Salasky, whose name may also be familiar as prior founder of the CrowdJustice platform, tells us Legl has seen 3x revenue growth over the past year and 150% net revenue retention, suggesting its SaaS is proving a sticky hit with law firms.
She declines to disclose the startup’s valuation for the Series B but confirms the raise was certainly not a down round.
“This is a big up round for us! Last round, last year we raised $7M and this is an $18M round (closed in this new funding climate!), building on the revenue growth and momentum we’ve had,” she notes.
Discussing whether the SaaS startup is feeling any impact from a wider market cooling on tech and SaaS stocks, she adds: “Law firms are notoriously counter-cyclical businesses, so they don’t tend to suffer as much as traditional corporates in a downturn. But in general what we see is that as we demonstrate increased value to law firms and drive better core business operations, we become more, not less valuable, irrespective of market conditions.”
Legal and compliance tech has been an increasingly active category for startups in recent years. But Salasky suggests most of the action has focused on contract management or other targeted ‘point solutions,’ whereas Legl aims to stand apart by offering a more holistic platform for law firms to power up their ability to serve clients by providing them with a suite of digital tools that can automate and support their business operations. This frees up in-house expertise to focus on more of the core legal work.
“There is an explosion of investment in contract management and other areas where the substantive legal work could be improved. But what we are doing at Legl takes a different approach — we are focused on the business of law, on the running of a complex regulated business that has clients at its heart, and where to date there has been very little in the way of cloud-based technology,” she suggests.

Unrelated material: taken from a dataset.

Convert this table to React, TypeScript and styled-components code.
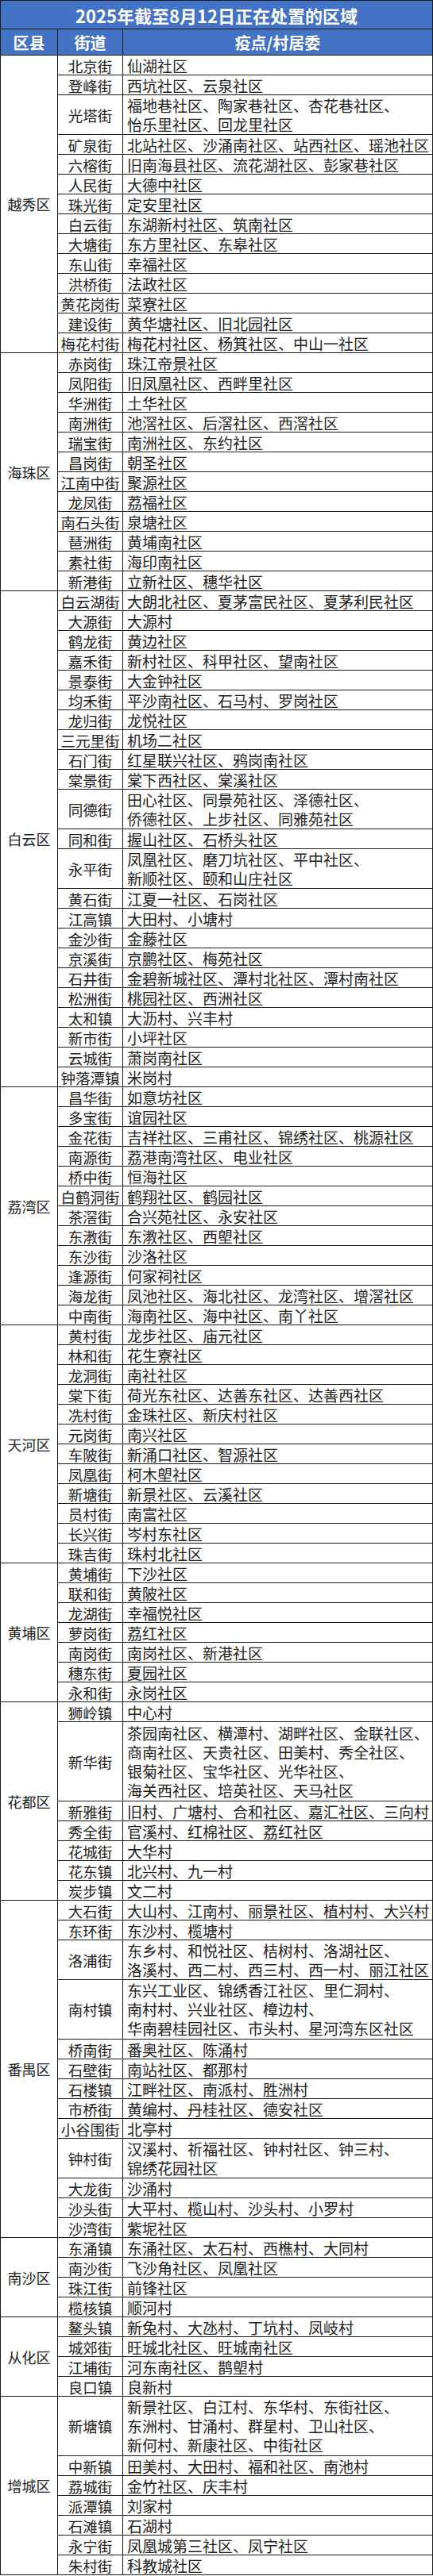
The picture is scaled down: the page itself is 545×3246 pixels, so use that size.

Commenting on the Series B in a statement, Malcolm Ferguson, investor at Octopus Ventures, added: “We’re delighted to continue to support Julia and the team on their mission to free up lawyers’ time so they focus on creating value for their clients. The company has grown really strongly over the last 12 months, and is positioning itself to become the go-to solution for law firms looking to modernise and automate their non-core work. Not only does this improve a law firm’s revenues, and margins, but [it] also means they can deliver a meaningfully better experience to their clients. We’re excited to see what Julia can achieve with this funding over the coming years.”